Penjelasan ini disampaikan kemarin pada pukul 17.30 di Pemprov Bali, Dewa Indra didampingi oleh Karo Humas dan Protokol Pemprov Bali Dewa Gede Mahendra Putra. "Kami mengakui, memang ada informasi yang simpang siur membuat kepanikan masyarakat. Memang ini disebabkan kurangnya sosialisasi,” jelas Mantan Kepala Biro Umum ini, seperti dikutip dari Bali Express.
Dewa Indra mengatakan, kurangnya informasi menyebabkan warga sekitar Gunung Agung sudah menjual ternaknya. “Kami sudah dapat penjelasan, namun kepastian lokasinya kami masih data. Bahwa sudah banyak masyarakat menjual ternaknya, sapi dan lain – lain. Ini karena memang sosialisasi kurang,” jelasnya.

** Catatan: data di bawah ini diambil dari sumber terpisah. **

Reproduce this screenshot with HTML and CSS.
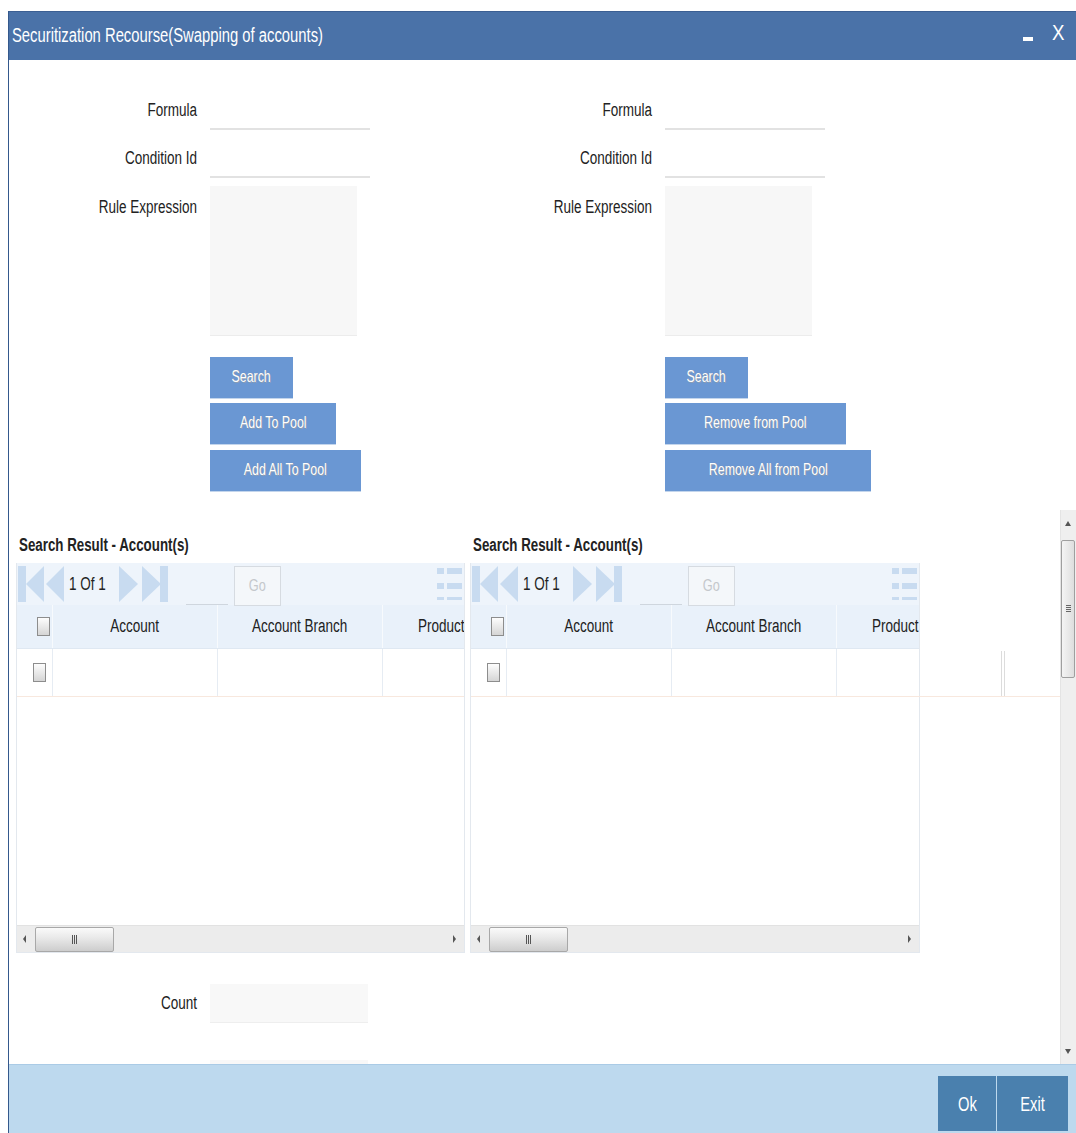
FILE: index.html
```html
<!DOCTYPE html>
<html>
<head>
<meta charset="utf-8">
<title>Securitization Recourse</title>
<link rel="stylesheet" href="styles.css">
</head>
<body>
<div class="window">
  <div class="titlebar">
    <span class="title"><span class="t">Securitization Recourse(Swapping of accounts)</span></span>
    <span class="win-ctl"><span class="win-min"></span><span class="win-close"><span class="t">X</span></span></span>
  </div>

  <div class="body">
    <div class="form-cols">
      <div class="col">
        <div class="field"><label class="lbl"><span class="t">Formula</span></label><span class="txt"></span></div>
        <div class="field"><label class="lbl"><span class="t">Condition Id</span></label><span class="txt"></span></div>
        <div class="field field-area"><label class="lbl"><span class="t">Rule Expression</span></label><span class="area"></span></div>
        <div class="btns">
          <button class="btn w-search"><span class="t">Search</span></button>
          <button class="btn w-add"><span class="t">Add To Pool</span></button>
          <button class="btn w-addall"><span class="t">Add All To Pool</span></button>
        </div>
      </div>
      <div class="col">
        <div class="field"><label class="lbl"><span class="t">Formula</span></label><span class="txt"></span></div>
        <div class="field"><label class="lbl"><span class="t">Condition Id</span></label><span class="txt"></span></div>
        <div class="field field-area"><label class="lbl"><span class="t">Rule Expression</span></label><span class="area"></span></div>
        <div class="btns">
          <button class="btn w-search"><span class="t">Search</span></button>
          <button class="btn w-rem"><span class="t">Remove from Pool</span></button>
          <button class="btn w-remall"><span class="t">Remove All from Pool</span></button>
        </div>
      </div>
    </div>

    <div class="results">
      <div class="result">
        <div class="result-title"><span class="t">Search Result - Account(s)</span></div>
        <div class="grid">
          <div class="toolbar">
            <span class="nav nav-first"></span><span class="nav nav-prev"></span>
            <span class="page"><span class="t">1 Of 1</span></span>
            <span class="nav nav-next"></span><span class="nav nav-last"></span>
            <span class="goto"></span>
            <span class="go"><span class="t">Go</span></span>
            <span class="cols-icon"><i></i><i></i><i></i></span>
          </div>
          <div class="thead">
            <span class="c c-chk"><span class="chk"></span></span>
            <span class="c c-acc"><span class="t">Account</span></span>
            <span class="c c-br"><span class="t">Account Branch</span></span>
            <span class="c c-prod"><span class="t">Product</span></span>
          </div>
          <div class="trow">
            <span class="c c-chk"><span class="chk"></span></span>
            <span class="c c-acc"></span>
            <span class="c c-br"></span>
            <span class="c c-prod"></span>
          </div>
          <div class="tbody-space"></div>
          <div class="hscroll">
            <span class="arr-l"></span>
            <span class="thumb"><span class="bars"></span></span>
            <span class="arr-r"></span>
          </div>
        </div>
      </div>
      <div class="result">
        <div class="result-title"><span class="t">Search Result - Account(s)</span></div>
        <div class="grid">
          <div class="toolbar">
            <span class="nav nav-first"></span><span class="nav nav-prev"></span>
            <span class="page"><span class="t">1 Of 1</span></span>
            <span class="nav nav-next"></span><span class="nav nav-last"></span>
            <span class="goto"></span>
            <span class="go"><span class="t">Go</span></span>
            <span class="cols-icon"><i></i><i></i><i></i></span>
          </div>
          <div class="thead">
            <span class="c c-chk"><span class="chk"></span></span>
            <span class="c c-acc"><span class="t">Account</span></span>
            <span class="c c-br"><span class="t">Account Branch</span></span>
            <span class="c c-prod"><span class="t">Product</span></span>
          </div>
          <div class="trow">
            <span class="c c-chk"><span class="chk"></span></span>
            <span class="c c-acc"></span>
            <span class="c c-br"></span>
            <span class="c c-prod"></span>
          </div>
          <div class="tbody-space"></div>
          <div class="hscroll">
            <span class="arr-l"></span>
            <span class="thumb"><span class="bars"></span></span>
            <span class="arr-r"></span>
          </div>
        </div>
        <span class="row-ext"></span>
      </div>
    </div>

    <div class="field count"><label class="lbl"><span class="t">Count</span></label><span class="box"></span></div>
    <div class="field count"><label class="lbl"></label><span class="box"></span></div>

    <div class="vscroll">
      <span class="v-up"></span>
      <span class="v-thumb"><span class="grip"></span></span>
      <span class="v-down"></span>
    </div>
  </div>

  <div class="footer">
    <button class="fbtn fbtn-ok"><span class="t">Ok</span></button>
    <button class="fbtn fbtn-exit"><span class="t">Exit</span></button>
  </div>
</div>
</body>
</html>
```

FILE: styles.css
```css
html, body {
  margin: 0;
  padding: 0;
  background: #fff;
  height: 100%;
  overflow: hidden;
}

body {
  font-family: "Liberation Sans", Arial, sans-serif;
  color: #222;
}

/* the UI uses a narrow face: text runs are condensed horizontally */
.t {
  display: inline-block;
  white-space: nowrap;
  transform: scaleX(0.75);
  transform-origin: center center;
}

.window {
  margin: 11px 0 0 8px;
  border-left: 1px solid #34588c;
  height: 1122px;
  display: flex;
  flex-direction: column;
  position: relative;
}

/* title bar */
.titlebar {
  height: 49px;
  background: #4a72a8;
  border-top: 1px solid #3b5f93;
  box-sizing: border-box;
  display: flex;
  align-items: center;
  justify-content: space-between;
  padding: 0 10px 2px 3px;
  color: #fff;
}
.title {
  font-size: 20px;
}
.title .t {
  transform-origin: left center;
  transform: scaleX(0.74);
}
.win-ctl {
  display: flex;
  align-items: center;
  gap: 18px;
}
.win-min {
  width: 10px;
  height: 4px;
  background: #fff;
  margin-top: 8px;
}
.win-close {
  font-size: 22px;
  margin-top: -5px;
}
.win-close .t {
  transform: scaleX(0.85);
}

/* scrolling body */
.body {
  height: 1004px;
  overflow: hidden;
  position: relative;
  padding-top: 30px;
  box-sizing: border-box;
}

.form-cols {
  display: flex;
}
.col {
  width: 455px;
}

.field {
  display: flex;
  align-items: flex-start;
  margin-bottom: 8px;
}
.lbl {
  width: 188px;
  margin-right: 13px;
  text-align: right;
  font-size: 18px;
  line-height: 40px;
  height: 40px;
  color: #222;
  flex: none;
}
.lbl .t {
  transform-origin: right center;
}
.txt {
  width: 160px;
  height: 40px;
  border-bottom: 2px solid #e2e2e2;
  box-sizing: border-box;
}
.field-area {
  margin-top: 1px;
}
.field-area .lbl {
  line-height: 42px;
}
.area {
  width: 147px;
  height: 150px;
  background: #f7f7f7;
  border-bottom: 1px solid #ececec;
  box-sizing: border-box;
}

.btns {
  margin: 21px 0 0 201px;
  display: flex;
  flex-direction: column;
  align-items: flex-start;
  gap: 5px;
}
.btns .btn:last-child {
  margin-top: 1px;
}
.btn {
  height: 41px;
  border: 0;
  background: #6a97d3;
  color: #fff;
  font-family: inherit;
  font-size: 16.5px;
  text-shadow: 0 0 1px #7d8ea4, 1px 1px 0 #8c9fb7;
  padding: 0 0 2px;
  box-shadow: 0 1px 0 #c3d5ec;
}
.w-search { width: 83px; }
.w-add { width: 126px; }
.w-addall { width: 151px; }
.w-rem { width: 181px; }
.w-remall { width: 206px; }

/* result grids */
.results {
  display: flex;
  gap: 5px;
  margin: 38px 0 0 7px;
  position: relative;
}
.result {
  width: 450px;
}
.result:first-child {
  width: 449px;
}
.result-title {
  font-size: 18px;
  font-weight: bold;
  line-height: 32px;
  height: 34px;
  padding-left: 3px;
  color: #222;
}
.result-title .t {
  transform-origin: left center;
  transform: scaleX(0.74);
}
.grid {
  border: 1px solid #e3e8ee;
  border-top: 0;
}

.toolbar {
  height: 42px;
  background: #eef4fb;
  display: flex;
  align-items: center;
  position: relative;
}
.nav {
  display: block;
  height: 36px;
  flex: none;
  position: relative;
}
.nav::after {
  content: "";
  position: absolute;
  top: 0;
  border-style: solid;
}
.nav-first {
  width: 26px;
  margin-left: 1px;
  background: linear-gradient(#c8dbf0, #c8dbf0) left / 8px 100% no-repeat;
}
.nav-first::after,
.nav-prev::after {
  right: 0;
  border-color: transparent #c8dbf0 transparent transparent;
  border-width: 18px 18px 18px 0;
}
.nav-prev {
  width: 20px;
}
.nav-next {
  width: 21px;
  margin-left: 5px;
}
.nav-last {
  width: 26px;
  margin-left: 2px;
  background: linear-gradient(#c8dbf0, #c8dbf0) right / 8px 100% no-repeat;
}
.nav-next::after,
.nav-last::after {
  left: 0;
  border-color: transparent transparent transparent #c8dbf0;
  border-width: 18px 0 18px 19px;
}
.page {
  width: 45px;
  flex: none;
  font-size: 18px;
  margin-left: 5px;
  color: #222;
}
.page .t {
  transform-origin: left center;
}
.goto {
  width: 42px;
  height: 40px;
  border-bottom: 1px solid #cfd6de;
  margin: 0 6px 0 18px;
  align-self: flex-end;
  box-sizing: border-box;
  flex: none;
}
.go {
  width: 47px;
  height: 40px;
  box-sizing: border-box;
  border: 1px solid #d6dbe1;
  background: #f4f7fa;
  color: #c4c8cc;
  font-size: 17px;
  display: flex;
  align-items: center;
  justify-content: center;
  margin-top: 4px;
  flex: none;
}
.cols-icon {
  margin-left: auto;
  margin-right: 2px;
  width: 25px;
  height: 32px;
  display: flex;
  flex-direction: column;
  justify-content: space-between;
}
.cols-icon i {
  display: block;
  height: 6px;
  background:
    linear-gradient(#c8dbf0, #c8dbf0) left / 7px 100% no-repeat,
    linear-gradient(#c8dbf0, #c8dbf0) right / 15px 100% no-repeat;
}
.cols-icon i:last-child {
  height: 3px;
}

.thead,
.trow {
  display: flex;
  overflow: hidden;
  white-space: nowrap;
}
.thead {
  height: 44px;
  background: #e9f1fa;
  border-bottom: 1px solid #dfe8f2;
  box-sizing: border-box;
}
.trow {
  height: 48px;
  border-bottom: 1px solid #f8e8de;
  box-sizing: border-box;
}
.c {
  flex: none;
  display: flex;
  align-items: center;
  justify-content: center;
  font-size: 18px;
  color: #222;
  box-sizing: border-box;
}
.thead .c {
  border-right: 1px solid #f7fafd;
}
.trow .c {
  border-right: 1px solid #e6ecf3;
}
.c-chk { width: 36px; justify-content: flex-start; }
.thead .c-chk { padding-left: 20px; }
.trow .c-chk { padding-left: 16px; }
.c-acc { width: 165px; }
.c-br { width: 165px; }
.c-prod {
  width: 90px;
  justify-content: flex-start;
  padding-left: 35px;
}
.c-prod .t {
  transform-origin: left center;
}

.chk {
  width: 13px;
  height: 19px;
  border: 1px solid #8d8d8d;
  background: linear-gradient(#fdfdfd, #d5d5d5);
  box-sizing: border-box;
  flex: none;
}

.tbody-space {
  height: 228px;
}

.hscroll {
  height: 27px;
  background: #ececec;
  border-top: 1px solid #e2e2e2;
  display: flex;
  align-items: center;
  position: relative;
  box-sizing: border-box;
}
.arr-l,
.arr-r {
  width: 0;
  height: 0;
  border-style: solid;
  flex: none;
}
.arr-l {
  border-width: 4px 3px 4px 0;
  border-color: transparent #555 transparent transparent;
  margin-left: 6px;
}
.arr-r {
  border-width: 4px 0 4px 3px;
  border-color: transparent transparent transparent #555;
  margin-left: auto;
  margin-right: 8px;
}
.thumb {
  width: 79px;
  height: 25px;
  box-sizing: border-box;
  margin-left: 9px;
  border: 1px solid #a8a8a8;
  border-radius: 2px;
  background: linear-gradient(#fafafa, #e8e8e8 45%, #cdcdcd);
  display: flex;
  align-items: center;
  justify-content: center;
}
.bars {
  width: 5px;
  height: 9px;
  background: repeating-linear-gradient(90deg, #555 0 1px, transparent 1px 2px);
}

/* the right grid's row outline continues past the grid */
.row-ext {
  position: absolute;
  left: 455px;
  top: 120px;
  width: 589px;
  height: 48px;
  border-bottom: 1px solid #f8e8de;
  box-sizing: border-box;
  pointer-events: none;
}
.row-ext::before {
  content: "";
  position: absolute;
  left: 530px;
  top: 2px;
  width: 2px;
  height: 45px;
  border-left: 1px solid #dcdcdc;
  border-right: 1px solid #dcdcdc;
}

.count {
  margin-top: 31px;
  margin-bottom: 0;
}
.count + .count {
  margin-top: 36px;
}
.box {
  width: 158px;
  height: 39px;
  background: #f8f8f8;
  border-bottom: 1px solid #eeeeee;
  box-sizing: border-box;
}
.count .lbl {
  line-height: 39px;
}

/* page scrollbar */
.vscroll {
  position: absolute;
  right: 0;
  top: 450px;
  bottom: 0;
  width: 15px;
  background: #efefef;
  border-left: 1px solid #e4e4e4;
}
.v-up,
.v-down {
  position: absolute;
  left: 4px;
  width: 0;
  height: 0;
  border-style: solid;
}
.v-up {
  top: 11px;
  border-width: 0 3.5px 5px 3.5px;
  border-color: transparent transparent #555 transparent;
}
.v-down {
  bottom: 10px;
  border-width: 5px 3.5px 0 3.5px;
  border-color: #555 transparent transparent transparent;
}
.v-thumb {
  position: absolute;
  left: 0;
  top: 30px;
  width: 14px;
  height: 138px;
  box-sizing: border-box;
  border: 1px solid #9f9f9f;
  border-radius: 2px;
  background: linear-gradient(90deg, #f4f4f4, #dedede);
}
.grip {
  position: absolute;
  left: 4px;
  top: 64px;
  width: 5px;
  height: 7px;
  background: repeating-linear-gradient(#666 0 1px, transparent 1px 2px);
}

/* footer */
.footer {
  flex: 1;
  background: #bdd9ee;
  display: flex;
  justify-content: flex-end;
  align-items: flex-start;
  padding: 11px 8px 0 0;
  gap: 1px;
  border-top: 1px solid #aacbe6;
}
.fbtn {
  height: 55px;
  border: 0;
  background: #4a80ae;
  color: #fff;
  font-family: inherit;
  font-size: 21px;
  padding: 0;
}
.fbtn .t {
  transform: scaleX(0.7);
}
.fbtn-ok { width: 58px; }
.fbtn-exit { width: 71px; }
```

Bahkan kabar yang didapat oleh BPBD, malah sudah ada ramai - ramai menarik uangnya di LPD. Karena takut nanti bencana menggulung perkampungan mereka. Bagi Dewa Indra ini semestinya tidak terjadi. Bahkan jelas sudah disampaikan bahwa status II atau Waspada, ditetapkan 3 kilometer dari kawah. “Jika radius 3 KM, itu masih kosong belum ada permukiman. Artinya tidak perlu ada evakuasi,” sambungnya.
Masyarakat juga diharapkan tenang dan jangan panik. Karena akan ada peningkatan status, jika memang nanti jelas - jelas sudah ada peningkatan aktivitas gunung Agung. Akan ada langkah - langkah yang terukur, untuk melakukan evakuasi.
Tak hanya itu. Dewa Indra mengatakan semua masyarakat mesti berkaca pada sejarah gunung Agung tahun 1963. Saat itu pemahaman masyarakat berbeda - beda, bahkan ada satu kampung di daerah Sebudi, malah menyambut lahar panas dengan tabuh gambelan. Karena ada kepercayaan tertentu atas lahar panas tersebut.
“Akhirnya masyarakat menjadi korban karena digulung oleh lahar panas. Kondisi ini jangan nanti sampai terjadi, jika memang hal terburuk terjadi, ,masyarakat mesti menyadari dan mengikuti arahan pemerintah,” kata pejabat asal Buleleng ini.